In Fowler v. Rhode Island, 345 U.S. 67 (1953), this Court faced an ordinance that was, in a sense, the reverse of the Milford Policy. In Fowler, a city permitted churches and similar religious bodies to conduct worship services in its parks, but religious meetings were excluded. The ordinance resulted in the arrest of a Jehovah’s Witness as he conducted a peaceful meeting. Justice Douglas, in an opinion from which no Justice dissented, overturned the conviction because the distinction between "worship" and an "address" on religion was inherently a religious question and invited discrimination:

Appellant’s sect has conventions that are different from the practices of other religious groups. Its religious service is less ritualistic, more unorthodox, less formal than some. . . . Nor is it in the competence of courts under our constitutional scheme to approve, disapprove, classify, regulate, or in any manner control sermons delivered at religious meetings. . . . To call the words which one minister speaks to his congregation a sermon, immune from regulation, and the words of another minister an address, subject to regulation, is merely an indirect way of preferring one religion over another.

Id. at 69-70. Officials in Milford are no more competent to include a "religious perspective" but exclude "worship" than were the officials in Fowler competent to include worship while excluding a religious address. Both efforts entangle government in theological classification, and both invite covert religious bigotry.

Inquiries by government functionaries into the spiritual significance of a religious organization’s programs and solemn observances undermine an important aim of the separation of church and state, namely, keeping government within its sphere of competence, to the purpose of maintaining both the legitimacy of the state and the integrity of religion. It is for this reason that this Court has consistently, and quite sensibly, refused to permit government officials to classify per religious categories a religious organization’s words, practices, and events. Similar concerns, and a similar recognition of government’s lack of competence in theological matters, have animated those decisions holding that the courts lack subject-matter jurisdiction over intra-church disputes involving religious questions. Indeed, judicial forbearance about overstepping bounds extends to all civil and criminal litigation—intra-religious or not—that turns on matters of faith, whether these cases involve claims sounding in tort, breach of contract, civil-rights and employment legislation, or criminal fraud.

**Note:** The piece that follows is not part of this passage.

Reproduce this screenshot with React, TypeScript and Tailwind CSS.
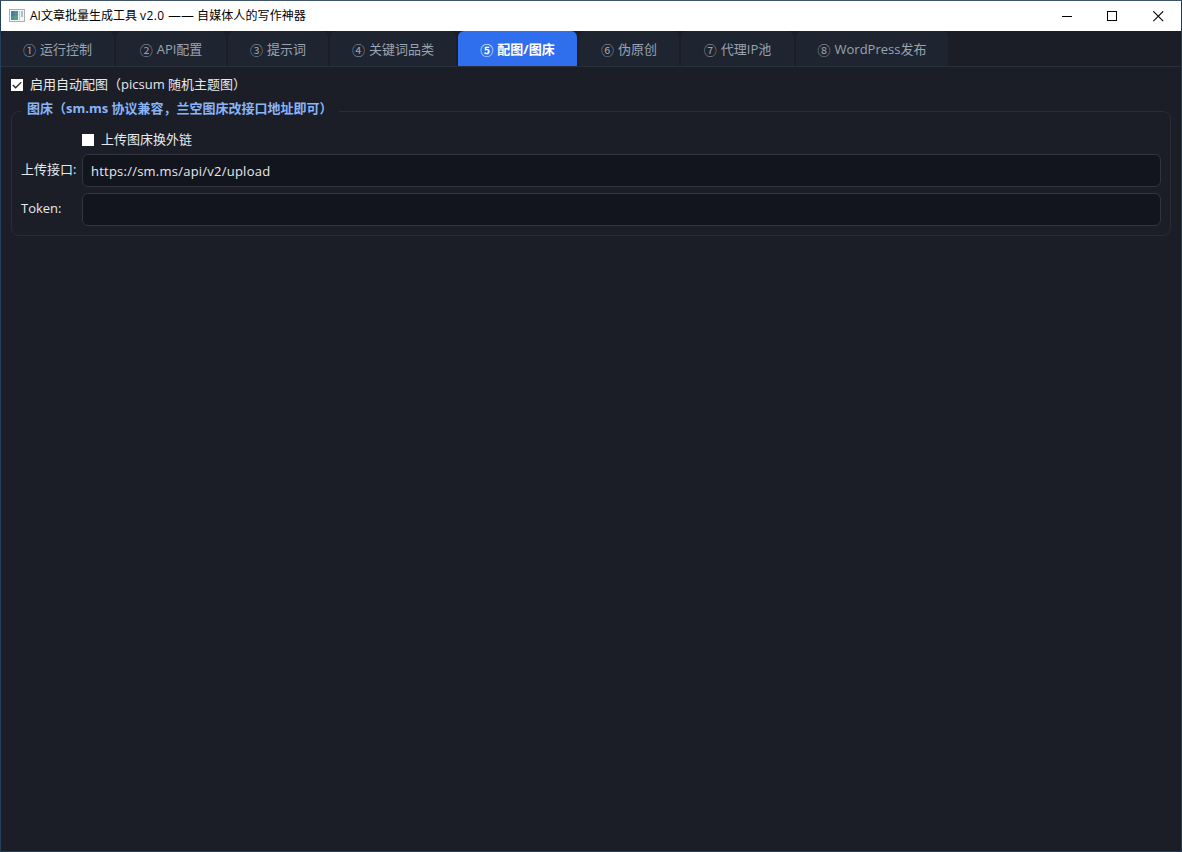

Similar caution is warranted here. After all, judge-made classifications of expression along the lines of "worship and religious instruction" versus "religious speech on secular subjects" are no less hazardous to administer than those that this Court has refused to draw in these other contexts. There is simply no way to avoid the fact that theologically "liberal" or latitudinarian private speech will often appear to minor local officials as "secular enough," and thus acceptable in school facilities, whereas theologically "conservative" or orthodox organizations will more likely be regarded as "too sectarian," and thus deserving of exclusion from public spaces. This kind of unequal treatment is a paradigmatic violation of the First Amendment. Larson v. Valente, 456 U.S. 228, 244 (1982) ("The clearest command of the Establishment Clause is that one religious denomination cannot be officially preferred over another."). A more discriminatory rule than one that privileges some theological traditions over others could hardly be devised.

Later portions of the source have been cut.